Chicago’s run ended the next round against Detroit, where the Pistons’ infamous “Jordan Rules” were successfully tested in a high-stakes battle. The Bulls fell 4-1, and the message was clear: Jordan might have been the best player in the world, but his team wasn’t ready yet. The loss stung, but it taught Jordan everything he needed to know. He couldn’t beat the Pistons alone. Not yet. He needed his teammates to grow up, he needed to get stronger, and he needed to learn how to make the game easier for everyone else.
That lesson would take three more years to fully absorb. But when it finally clicked in 1991, the dynasty was inevitable.

Legacy: The Dynasty of One
In a league ruled by dynasties, Jordan was a dynasty of one. Bird had McHale, Magic had Kareem, Isaiah had a squad. Jordan had just himself and the fire in his veins. The 1987-88 season wasn’t just one of the greatest in Jordan’s career—it was a unique intersection of NBA greatness. Four dynasties, all at different stages of their evolution, and Jordan standing above them all.

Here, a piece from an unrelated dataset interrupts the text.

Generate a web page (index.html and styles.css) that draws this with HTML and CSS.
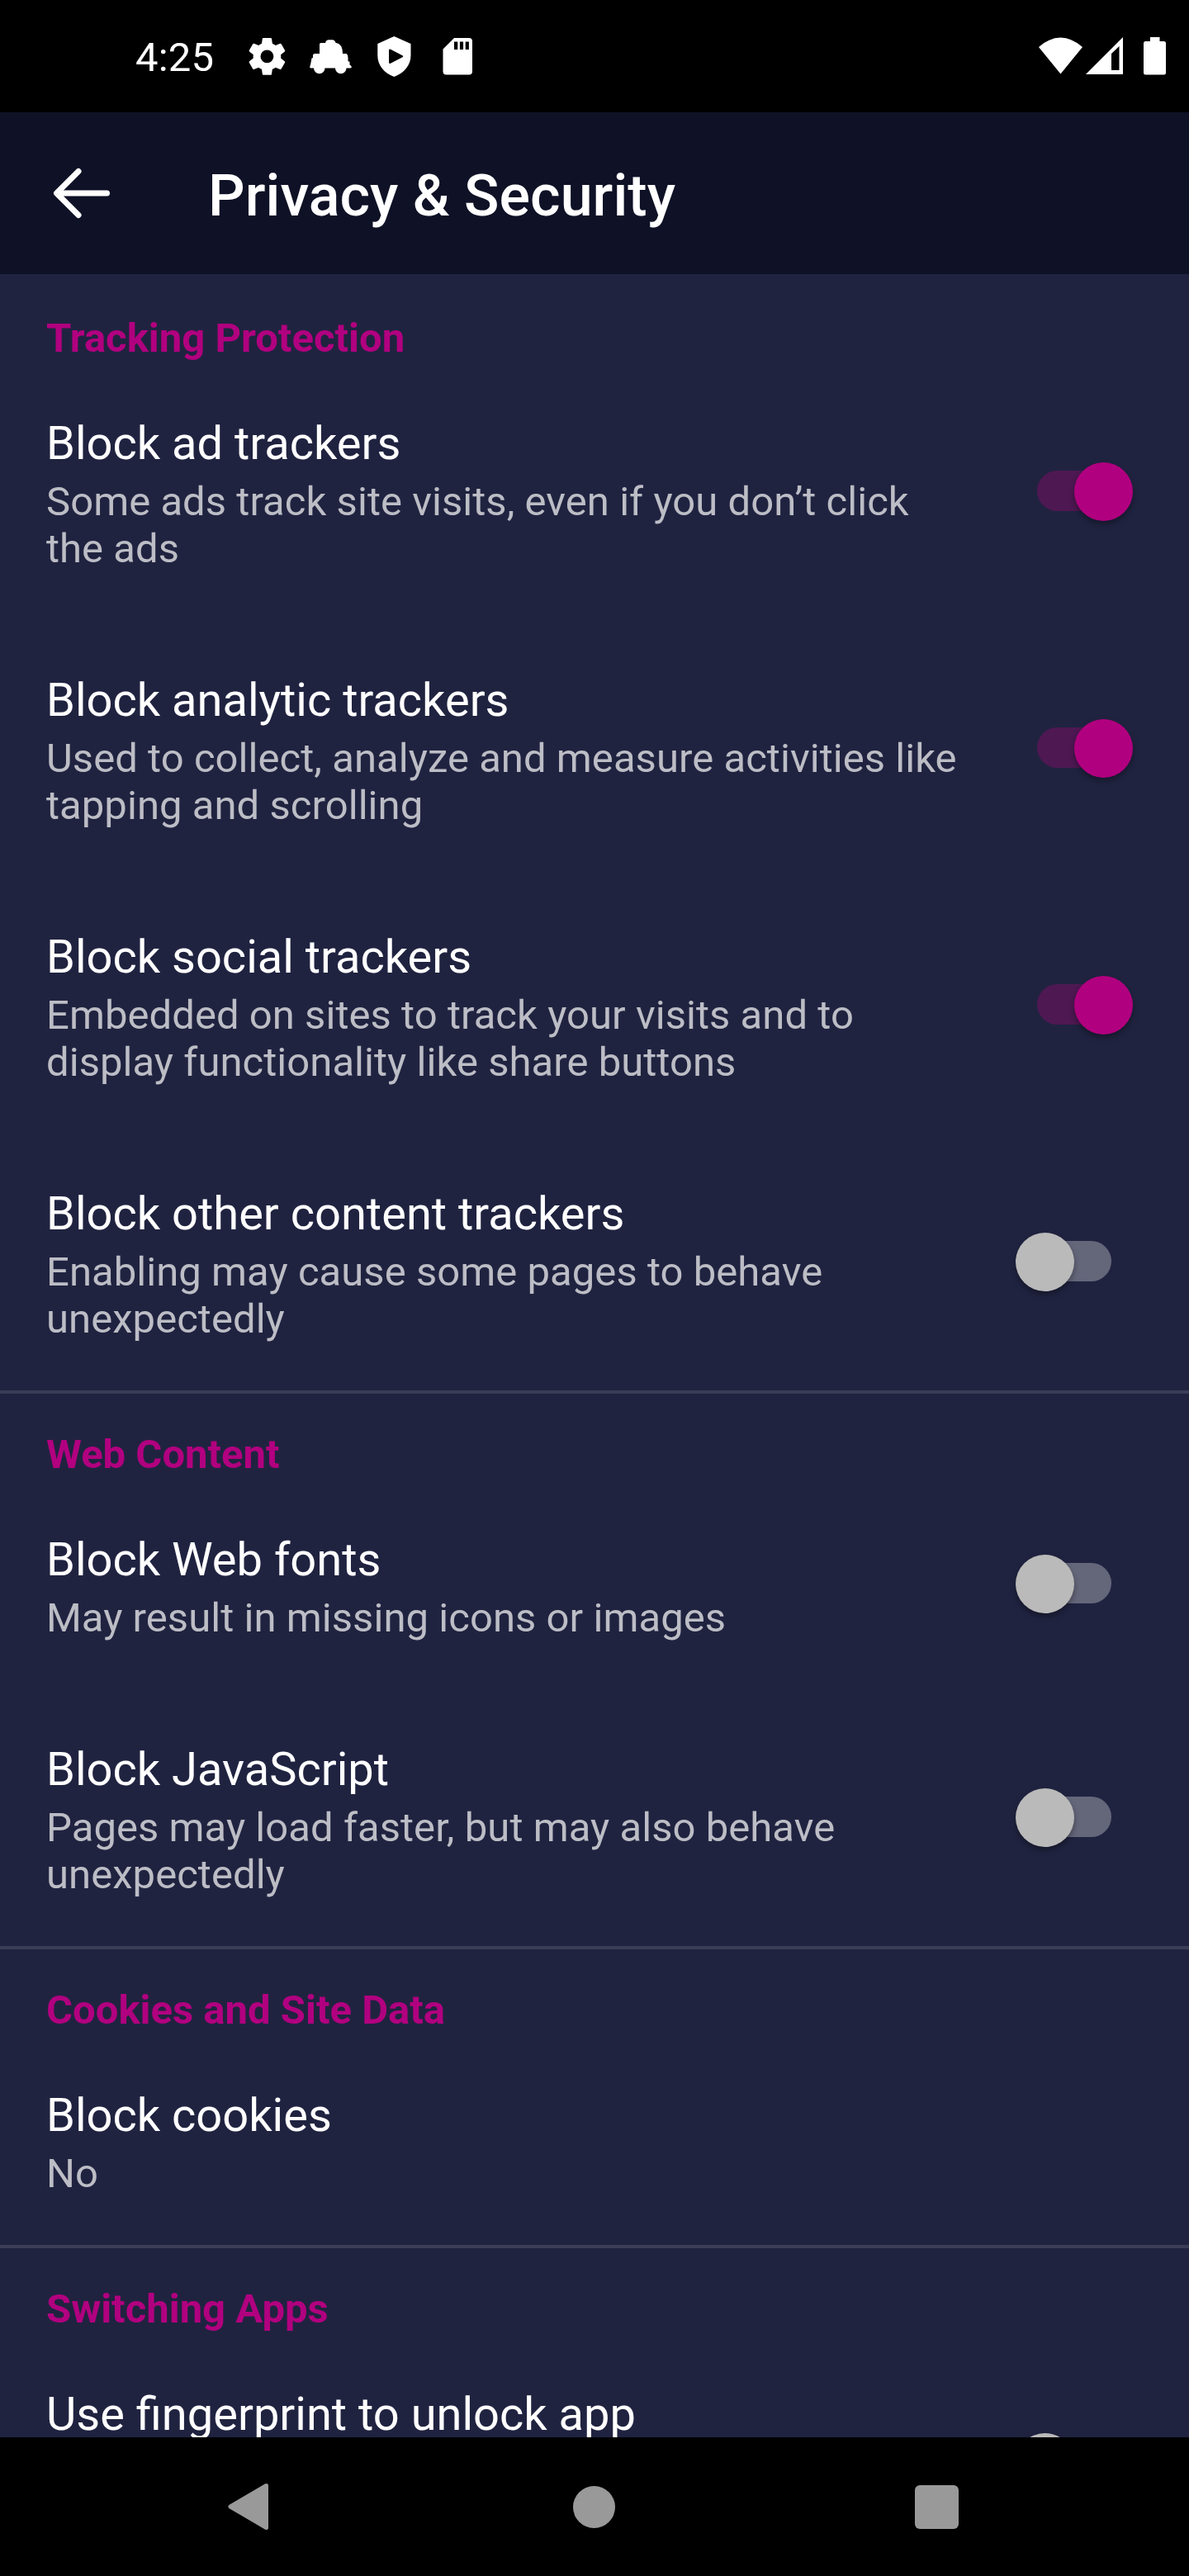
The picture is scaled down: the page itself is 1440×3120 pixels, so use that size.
FILE: index.html
```html
<!DOCTYPE html>
<html lang="en">
<head>
<meta charset="utf-8">
<title>Privacy &amp; Security</title>
<link rel="stylesheet" href="styles.css">
</head>
<body>
<div class="screen">
  <div class="status">
    <span class="clock">4:25</span>
    <svg class="status-left" width="300" height="60" viewBox="290 40 300 60" fill="#fff">
      <g transform="translate(295.4 40.3) scale(2.335)"><path fill-rule="evenodd" d="M19.14 12.94c.04-.3.06-.61.06-.94 0-.32-.02-.64-.07-.94l2.03-1.58c.18-.14.23-.41.12-.61l-1.92-3.32c-.12-.22-.37-.29-.59-.22l-2.39.96c-.5-.38-1.03-.7-1.62-.94L14.4 2.81c-.04-.24-.24-.41-.48-.41h-3.84c-.24 0-.43.17-.47.41L9.25 5.35c-.59.24-1.13.57-1.62.94L5.24 5.33c-.22-.08-.47 0-.59.22L2.74 8.87c-.12.21-.08.47.12.61l2.03 1.58c-.05.3-.09.63-.09.94s.02.64.07.94l-2.03 1.58c-.18.14-.23.41-.12.61l1.92 3.32c.12.22.37.29.59.22l2.39-.96c.5.38 1.03.7 1.62.94l.36 2.54c.05.24.24.41.48.41h3.84c.24 0 .44-.17.47-.41l.36-2.54c.59-.24 1.13-.56 1.62-.94l2.39.96c.22.08.47 0 .59-.22l1.92-3.32c.12-.22.07-.47-.12-.61zM12 15.4A3.4 3.4 0 1 1 12 8.6a3.4 3.4 0 0 1 0 6.8z"/></g>
      <path d="M387 52h7q1-3.700 4-3.700h4.500q3 0 4 3.500Q415 53 415 65h4q2 0 2.500 5v4l2 1v3.500l1.500 1q2 3-1 3h-4.500a6.500 6.500 0 0 1-13.500 0h-12.500a6.500 6.500 0 0 1-13.500 0h-4q-1.500-1 0-4l1.500-8 1.500-.5v-3q0-2 2.500-2h5.500v-11.500q0-1.500 1.500-1.500z"/>
      <path fill-rule="evenodd" d="M477.300 44l20.200 9v14c0 12-8 21.500-20.200 26C465 88.500 457.300 79 457.300 67V53zM471 61v14.500q0 2 2 1.300l14-7.300q2.500-1.200 0-2.500l-14-7.300q-2-.7-2 1.300z"/>
      <path fill-rule="evenodd" d="M550 46H568q4 0 4 4v36.500q0 4-4 4h-27.500q-4 0-4-4V59.500zM550 50.500v9.500h4.300v-9.500zm6.900 0v9.500h4.200v-9.500zm6.800 0v9.500h4.200v-9.500z"/>
    </svg>
    <svg class="status-right" width="160" height="60" viewBox="1254 40 160 60" fill="#fff">
      <path d="M1258 57Q1284.500 34 1311 57L1284.500 89.500z"/>
      <path fill-rule="evenodd" d="M1315 90l45-45v45zM1346 65v20h9.500V56z"/>
      <path d="M1393 45h11.500v5h5q2.500 0 2.500 2.500V88q0 2.500-2.500 2.500h-22q-2.500 0-2.500-2.500V52.500q0-2.500 2.500-2.500h5.500z"/>
    </svg>
  </div>
  <header class="bar">
    <svg width="72" height="68" viewBox="0 0 72 68" fill="none" stroke="#fff" stroke-width="7" stroke-linecap="round" stroke-linejoin="round"><path d="M32 7.500L5.500 34 32 60.500M6 34h60.500"/></svg>
    <h1>Privacy &amp; Security</h1>
  </header>
  <main class="list">
    <section>
      <h2>Tracking Protection</h2>
      <div class="row"><div class="text"><h3>Block ad trackers</h3><p>Some ads track site visits, even if you don’t click<br>the ads</p></div><span class="switch on"></span></div>
      <div class="row"><div class="text"><h3>Block analytic trackers</h3><p>Used to collect, analyze and measure activities like<br>tapping and scrolling</p></div><span class="switch on"></span></div>
      <div class="row"><div class="text"><h3>Block social trackers</h3><p>Embedded on sites to track your visits and to<br>display functionality like share buttons</p></div><span class="switch on"></span></div>
      <div class="row"><div class="text"><h3>Block other content trackers</h3><p>Enabling may cause some pages to behave<br>unexpectedly</p></div><span class="switch"></span></div>
    </section>
    <section>
      <h2>Web Content</h2>
      <div class="row short"><div class="text"><h3>Block Web fonts</h3><p>May result in missing icons or images</p></div><span class="switch"></span></div>
      <div class="row"><div class="text"><h3>Block JavaScript</h3><p>Pages may load faster, but may also behave<br>unexpectedly</p></div><span class="switch"></span></div>
    </section>
    <section>
      <h2>Cookies and Site Data</h2>
      <div class="row short"><div class="text"><h3>Block cookies</h3><p>No</p></div></div>
    </section>
    <section>
      <h2>Switching Apps</h2>
      <div class="row"><div class="text"><h3>Use fingerprint to unlock app</h3></div><span class="switch"></span></div>
    </section>
  </main>
  <nav class="nav">
    <svg width="52" height="58" viewBox="0 0 52 58"><path d="M47.500 3.500v51L4 29z" fill="#999" stroke="#999" stroke-width="5" stroke-linejoin="round"/></svg>
    <span class="home"></span>
    <span class="recent"></span>
  </nav>
</div>
</body>
</html>
```
FILE: styles.css
```css
* { box-sizing: border-box; }
body { margin: 0; background: #000; font-family: Roboto, sans-serif; color: #fff; }
h1, h2, h3, p { margin: 0; }
.screen { width: 1440px; height: 3120px; display: flex; flex-direction: column; overflow: hidden; }
.status { height: 136px; flex: none; display: flex; align-items: flex-start; padding: 40px 26px 0 164px; }
.clock { width: 126px; font-size: 49px; line-height: 60px; letter-spacing: .2px; white-space: nowrap; }
.status-left { flex: none; }
.status-right { margin-left: auto; flex: none; }
.bar { height: 196px; flex: none; background: #0f1126; display: flex; align-items: center; padding: 0 0 0 63px; }
.bar h1 { margin: 6px 0 0 117px; font-size: 70px; line-height: 82px; letter-spacing: .04px; font-weight: 500; white-space: nowrap; }
.list { height: 2620px; flex: none; overflow: hidden; background: #202340; }
section { padding-bottom: 1px; }
section + section { box-shadow: inset 0 4px #3b3d57; }
h2 { height: 107px; padding: 49px 56px 0; font-size: 49px; line-height: 57px; font-weight: 700; color: #b1007f; }
.row { height: 311px; display: flex; align-items: flex-start; justify-content: space-between; padding: 0 57px 0 56px; }
.short { height: 254px; }
.text { padding-top: 65px; white-space: nowrap; }
h3 { font-size: 56px; line-height: 66px; font-weight: 400; }
p { margin-top: 9px; font-size: 49px; line-height: 57px; letter-spacing: .05px; color: #bcbdc5; }
.switch { position: relative; width: 153px; height: 70px; margin-top: 121px; flex: none; }
.short .switch { margin-top: 92px; }
.switch::before { content: ""; position: absolute; top: 10px; left: 26px; width: 90px; height: 49px; border-radius: 25px; background: #64667a; }
.switch::after { content: ""; position: absolute; top: 0; left: 0; width: 71px; height: 71px; border-radius: 50%; background: #bababa; box-shadow: 0 4px 7px rgba(0, 0, 0, .35); }
.switch.on::before { background: #4e1853; }
.switch.on::after { left: 71px; background: #b1007f; }
.nav { flex: 1; display: flex; align-items: center; justify-content: space-between; padding: 0 279px 0 275px; }
.home { width: 51px; height: 51px; margin-left: 4px; border-radius: 50%; background: #999; }
.recent { width: 53px; height: 53px; border-radius: 6px; background: #999; }
```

He made greatness look inevitable. And before he could rule the league, he had to take the hits, stand tall, and learn to fight back. That’s why when the Bulls finally conquered the throne in 1991, Jordan collapsed on the floor and cried. Because before he became the face of a dynasty, he was a one-man army.
The Greatest Season Ever?
There’s dominance, and then there’s what Michael Jordan did in 1988. Scoring champion, steals leader, MVP, Defensive Player of the Year, All-Star MVP, Dunk Contest champion—all in the same year. We may never see another like it.
Was 1988 Jordan the greatest individual season in NBA history? The numbers suggest yes. The context—the lack of supporting cast, the defensive attention, the durability, and the impact on the league—makes it even more remarkable.
Jordan’s 1987-88 campaign remains a blueprint for individual excellence. It was the beginning of a basketball empire built by one man. It was a season that redefined what dominance means in sports. And it’s a story that still echoes, decades later, as the gold standard for greatness.